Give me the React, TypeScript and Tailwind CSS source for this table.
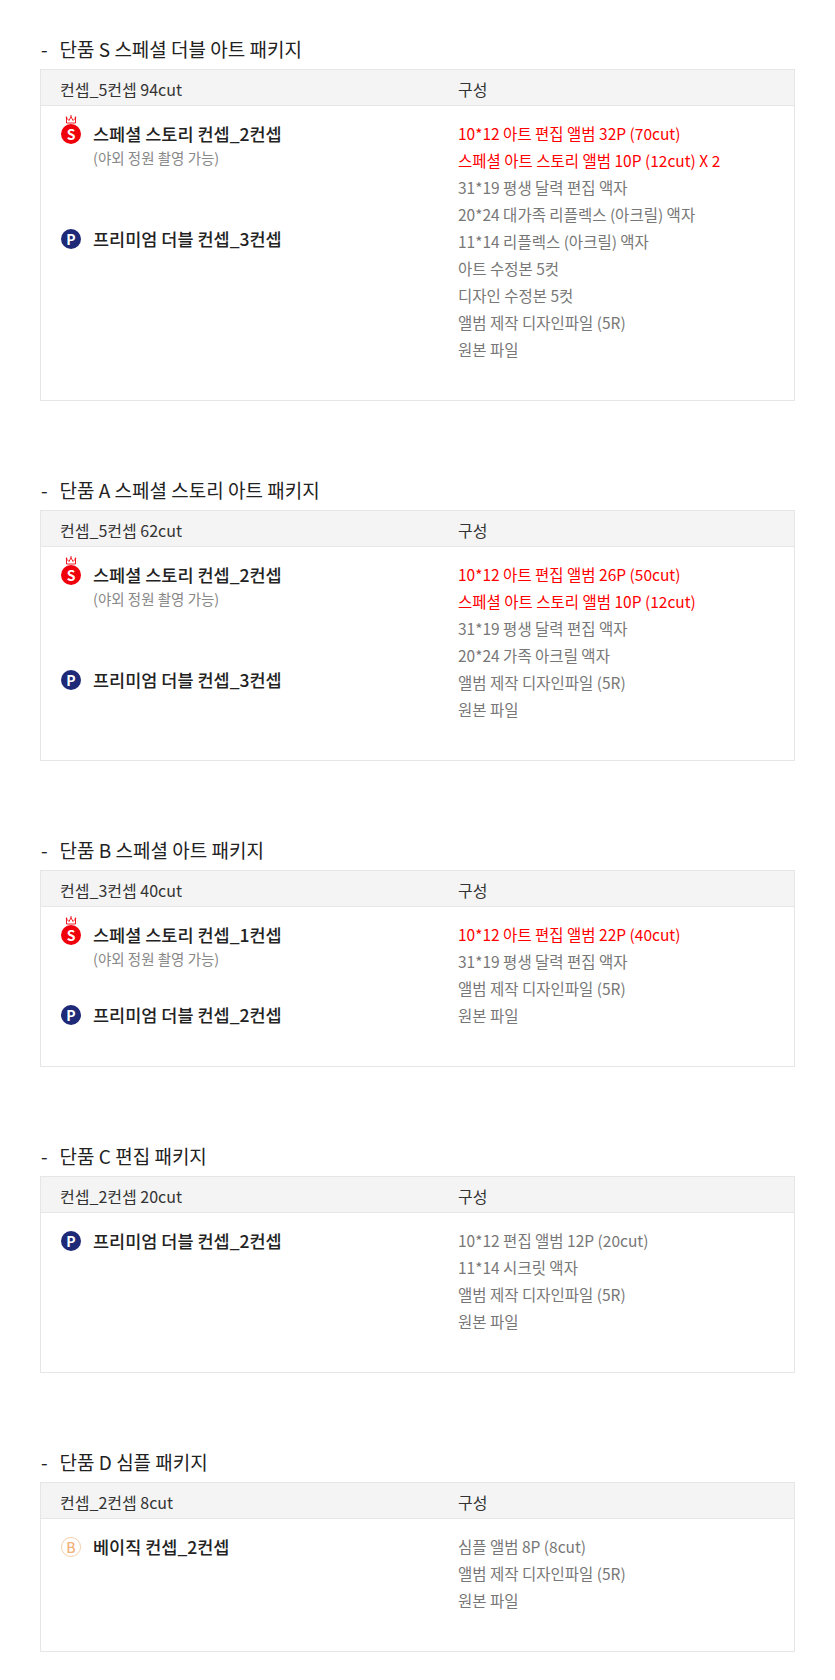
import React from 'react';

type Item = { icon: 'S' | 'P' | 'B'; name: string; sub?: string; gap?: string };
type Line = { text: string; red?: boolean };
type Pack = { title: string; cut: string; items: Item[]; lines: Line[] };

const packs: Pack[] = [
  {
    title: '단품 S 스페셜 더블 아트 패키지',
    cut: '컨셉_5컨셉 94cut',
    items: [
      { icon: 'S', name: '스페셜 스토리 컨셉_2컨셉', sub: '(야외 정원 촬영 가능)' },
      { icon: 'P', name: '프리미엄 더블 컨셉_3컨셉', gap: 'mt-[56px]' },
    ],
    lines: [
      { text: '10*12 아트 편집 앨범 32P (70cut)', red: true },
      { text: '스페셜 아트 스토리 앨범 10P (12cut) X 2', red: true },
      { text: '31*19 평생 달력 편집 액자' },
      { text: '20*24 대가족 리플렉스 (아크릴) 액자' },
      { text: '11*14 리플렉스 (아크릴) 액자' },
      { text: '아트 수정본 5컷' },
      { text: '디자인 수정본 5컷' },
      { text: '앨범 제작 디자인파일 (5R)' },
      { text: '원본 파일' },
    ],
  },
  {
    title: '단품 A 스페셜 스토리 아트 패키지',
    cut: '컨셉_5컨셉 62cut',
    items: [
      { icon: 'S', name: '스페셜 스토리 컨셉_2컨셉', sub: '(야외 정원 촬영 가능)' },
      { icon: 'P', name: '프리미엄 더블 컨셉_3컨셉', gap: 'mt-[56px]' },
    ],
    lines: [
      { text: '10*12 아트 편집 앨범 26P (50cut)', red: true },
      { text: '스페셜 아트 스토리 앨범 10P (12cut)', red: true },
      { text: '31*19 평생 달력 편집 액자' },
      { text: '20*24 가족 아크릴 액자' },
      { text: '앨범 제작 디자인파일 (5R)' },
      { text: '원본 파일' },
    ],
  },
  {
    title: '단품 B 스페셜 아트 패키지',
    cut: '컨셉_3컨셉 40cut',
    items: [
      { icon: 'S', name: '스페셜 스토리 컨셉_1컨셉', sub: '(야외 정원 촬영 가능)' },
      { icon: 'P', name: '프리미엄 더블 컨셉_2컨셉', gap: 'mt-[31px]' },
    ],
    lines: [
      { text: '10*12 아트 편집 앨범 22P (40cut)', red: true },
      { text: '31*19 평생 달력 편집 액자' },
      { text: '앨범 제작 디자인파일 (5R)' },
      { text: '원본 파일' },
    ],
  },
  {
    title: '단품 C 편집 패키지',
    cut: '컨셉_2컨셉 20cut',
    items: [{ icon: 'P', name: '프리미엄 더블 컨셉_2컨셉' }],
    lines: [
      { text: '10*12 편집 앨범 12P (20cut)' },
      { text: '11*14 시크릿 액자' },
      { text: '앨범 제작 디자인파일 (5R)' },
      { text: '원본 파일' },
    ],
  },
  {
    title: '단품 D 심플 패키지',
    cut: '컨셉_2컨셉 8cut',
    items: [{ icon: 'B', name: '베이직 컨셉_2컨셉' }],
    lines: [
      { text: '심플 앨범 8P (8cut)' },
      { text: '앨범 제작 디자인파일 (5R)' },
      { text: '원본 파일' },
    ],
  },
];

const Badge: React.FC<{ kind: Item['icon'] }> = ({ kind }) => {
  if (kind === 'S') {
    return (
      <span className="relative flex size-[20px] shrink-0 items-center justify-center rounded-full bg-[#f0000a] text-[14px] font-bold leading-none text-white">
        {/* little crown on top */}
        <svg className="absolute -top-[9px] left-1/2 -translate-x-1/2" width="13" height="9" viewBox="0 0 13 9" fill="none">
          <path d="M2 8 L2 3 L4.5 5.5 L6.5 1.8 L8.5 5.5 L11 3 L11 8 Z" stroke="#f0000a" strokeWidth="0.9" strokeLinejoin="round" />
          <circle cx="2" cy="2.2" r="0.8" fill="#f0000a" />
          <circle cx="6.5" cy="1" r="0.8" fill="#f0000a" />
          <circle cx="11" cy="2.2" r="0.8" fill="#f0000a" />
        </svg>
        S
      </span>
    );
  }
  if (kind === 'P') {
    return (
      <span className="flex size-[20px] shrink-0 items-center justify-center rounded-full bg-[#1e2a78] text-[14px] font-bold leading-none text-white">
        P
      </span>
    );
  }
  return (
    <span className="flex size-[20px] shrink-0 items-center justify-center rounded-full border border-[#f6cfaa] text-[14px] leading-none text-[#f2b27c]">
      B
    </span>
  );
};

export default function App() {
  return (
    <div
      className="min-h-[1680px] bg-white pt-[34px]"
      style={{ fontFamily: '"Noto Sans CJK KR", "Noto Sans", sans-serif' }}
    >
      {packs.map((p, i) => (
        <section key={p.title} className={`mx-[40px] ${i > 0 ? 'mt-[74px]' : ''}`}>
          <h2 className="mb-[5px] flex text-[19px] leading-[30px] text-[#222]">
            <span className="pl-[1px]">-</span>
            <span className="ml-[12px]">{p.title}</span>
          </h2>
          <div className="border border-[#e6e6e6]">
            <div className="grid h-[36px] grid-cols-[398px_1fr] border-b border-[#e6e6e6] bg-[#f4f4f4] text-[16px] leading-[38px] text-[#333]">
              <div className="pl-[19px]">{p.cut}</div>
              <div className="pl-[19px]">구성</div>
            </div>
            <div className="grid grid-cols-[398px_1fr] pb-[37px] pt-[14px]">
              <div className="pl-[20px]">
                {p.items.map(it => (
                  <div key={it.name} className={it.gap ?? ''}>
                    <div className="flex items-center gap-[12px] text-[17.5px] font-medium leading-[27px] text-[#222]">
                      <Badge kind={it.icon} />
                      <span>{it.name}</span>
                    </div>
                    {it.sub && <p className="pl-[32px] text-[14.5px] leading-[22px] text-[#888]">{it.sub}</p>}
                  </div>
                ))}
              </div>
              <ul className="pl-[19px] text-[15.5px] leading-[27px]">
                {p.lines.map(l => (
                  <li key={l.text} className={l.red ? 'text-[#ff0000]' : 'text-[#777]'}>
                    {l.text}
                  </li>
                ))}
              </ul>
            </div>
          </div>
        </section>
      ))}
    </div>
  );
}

**WORK TO BE COMPLETED**
Write out the data precisely as given, excluding the pictures.

**RESULT FOR THIS TASK**
Give me the React, TypeScript and Tailwind CSS source for this table.
import React from 'react';

type Item = { icon: 'S' | 'P' | 'B'; name: string; sub?: string; gap?: string };
type Line = { text: string; red?: boolean };
type Pack = { title: string; cut: string; items: Item[]; lines: Line[] };

const packs: Pack[] = [
  {
    title: '단품 S 스페셜 더블 아트 패키지',
    cut: '컨셉_5컨셉 94cut',
    items: [
      { icon: 'S', name: '스페셜 스토리 컨셉_2컨셉', sub: '(야외 정원 촬영 가능)' },
      { icon: 'P', name: '프리미엄 더블 컨셉_3컨셉', gap: 'mt-[56px]' },
    ],
    lines: [
      { text: '10*12 아트 편집 앨범 32P (70cut)', red: true },
      { text: '스페셜 아트 스토리 앨범 10P (12cut) X 2', red: true },
      { text: '31*19 평생 달력 편집 액자' },
      { text: '20*24 대가족 리플렉스 (아크릴) 액자' },
      { text: '11*14 리플렉스 (아크릴) 액자' },
      { text: '아트 수정본 5컷' },
      { text: '디자인 수정본 5컷' },
      { text: '앨범 제작 디자인파일 (5R)' },
      { text: '원본 파일' },
    ],
  },
  {
    title: '단품 A 스페셜 스토리 아트 패키지',
    cut: '컨셉_5컨셉 62cut',
    items: [
      { icon: 'S', name: '스페셜 스토리 컨셉_2컨셉', sub: '(야외 정원 촬영 가능)' },
      { icon: 'P', name: '프리미엄 더블 컨셉_3컨셉', gap: 'mt-[56px]' },
    ],
    lines: [
      { text: '10*12 아트 편집 앨범 26P (50cut)', red: true },
      { text: '스페셜 아트 스토리 앨범 10P (12cut)', red: true },
      { text: '31*19 평생 달력 편집 액자' },
      { text: '20*24 가족 아크릴 액자' },
      { text: '앨범 제작 디자인파일 (5R)' },
      { text: '원본 파일' },
    ],
  },
  {
    title: '단품 B 스페셜 아트 패키지',
    cut: '컨셉_3컨셉 40cut',
    items: [
      { icon: 'S', name: '스페셜 스토리 컨셉_1컨셉', sub: '(야외 정원 촬영 가능)' },
      { icon: 'P', name: '프리미엄 더블 컨셉_2컨셉', gap: 'mt-[31px]' },
    ],
    lines: [
      { text: '10*12 아트 편집 앨범 22P (40cut)', red: true },
      { text: '31*19 평생 달력 편집 액자' },
      { text: '앨범 제작 디자인파일 (5R)' },
      { text: '원본 파일' },
    ],
  },
  {
    title: '단품 C 편집 패키지',
    cut: '컨셉_2컨셉 20cut',
    items: [{ icon: 'P', name: '프리미엄 더블 컨셉_2컨셉' }],
    lines: [
      { text: '10*12 편집 앨범 12P (20cut)' },
      { text: '11*14 시크릿 액자' },
      { text: '앨범 제작 디자인파일 (5R)' },
      { text: '원본 파일' },
    ],
  },
  {
    title: '단품 D 심플 패키지',
    cut: '컨셉_2컨셉 8cut',
    items: [{ icon: 'B', name: '베이직 컨셉_2컨셉' }],
    lines: [
      { text: '심플 앨범 8P (8cut)' },
      { text: '앨범 제작 디자인파일 (5R)' },
      { text: '원본 파일' },
    ],
  },
];

const Badge: React.FC<{ kind: Item['icon'] }> = ({ kind }) => {
  if (kind === 'S') {
    return (
      <span className="relative flex size-[20px] shrink-0 items-center justify-center rounded-full bg-[#f0000a] text-[14px] font-bold leading-none text-white">
        {/* little crown on top */}
        <svg className="absolute -top-[9px] left-1/2 -translate-x-1/2" width="13" height="9" viewBox="0 0 13 9" fill="none">
          <path d="M2 8 L2 3 L4.5 5.5 L6.5 1.8 L8.5 5.5 L11 3 L11 8 Z" stroke="#f0000a" strokeWidth="0.9" strokeLinejoin="round" />
          <circle cx="2" cy="2.2" r="0.8" fill="#f0000a" />
          <circle cx="6.5" cy="1" r="0.8" fill="#f0000a" />
          <circle cx="11" cy="2.2" r="0.8" fill="#f0000a" />
        </svg>
        S
      </span>
    );
  }
  if (kind === 'P') {
    return (
      <span className="flex size-[20px] shrink-0 items-center justify-center rounded-full bg-[#1e2a78] text-[14px] font-bold leading-none text-white">
        P
      </span>
    );
  }
  return (
    <span className="flex size-[20px] shrink-0 items-center justify-center rounded-full border border-[#f6cfaa] text-[14px] leading-none text-[#f2b27c]">
      B
    </span>
  );
};

export default function App() {
  return (
    <div
      className="min-h-[1680px] bg-white pt-[34px]"
      style={{ fontFamily: '"Noto Sans CJK KR", "Noto Sans", sans-serif' }}
    >
      {packs.map((p, i) => (
        <section key={p.title} className={`mx-[40px] ${i > 0 ? 'mt-[74px]' : ''}`}>
          <h2 className="mb-[5px] flex text-[19px] leading-[30px] text-[#222]">
            <span className="pl-[1px]">-</span>
            <span className="ml-[12px]">{p.title}</span>
          </h2>
          <div className="border border-[#e6e6e6]">
            <div className="grid h-[36px] grid-cols-[398px_1fr] border-b border-[#e6e6e6] bg-[#f4f4f4] text-[16px] leading-[38px] text-[#333]">
              <div className="pl-[19px]">{p.cut}</div>
              <div className="pl-[19px]">구성</div>
            </div>
            <div className="grid grid-cols-[398px_1fr] pb-[37px] pt-[14px]">
              <div className="pl-[20px]">
                {p.items.map(it => (
                  <div key={it.name} className={it.gap ?? ''}>
                    <div className="flex items-center gap-[12px] text-[17.5px] font-medium leading-[27px] text-[#222]">
                      <Badge kind={it.icon} />
                      <span>{it.name}</span>
                    </div>
                    {it.sub && <p className="pl-[32px] text-[14.5px] leading-[22px] text-[#888]">{it.sub}</p>}
                  </div>
                ))}
              </div>
              <ul className="pl-[19px] text-[15.5px] leading-[27px]">
                {p.lines.map(l => (
                  <li key={l.text} className={l.red ? 'text-[#ff0000]' : 'text-[#777]'}>
                    {l.text}
                  </li>
                ))}
              </ul>
            </div>
          </div>
        </section>
      ))}
    </div>
  );
}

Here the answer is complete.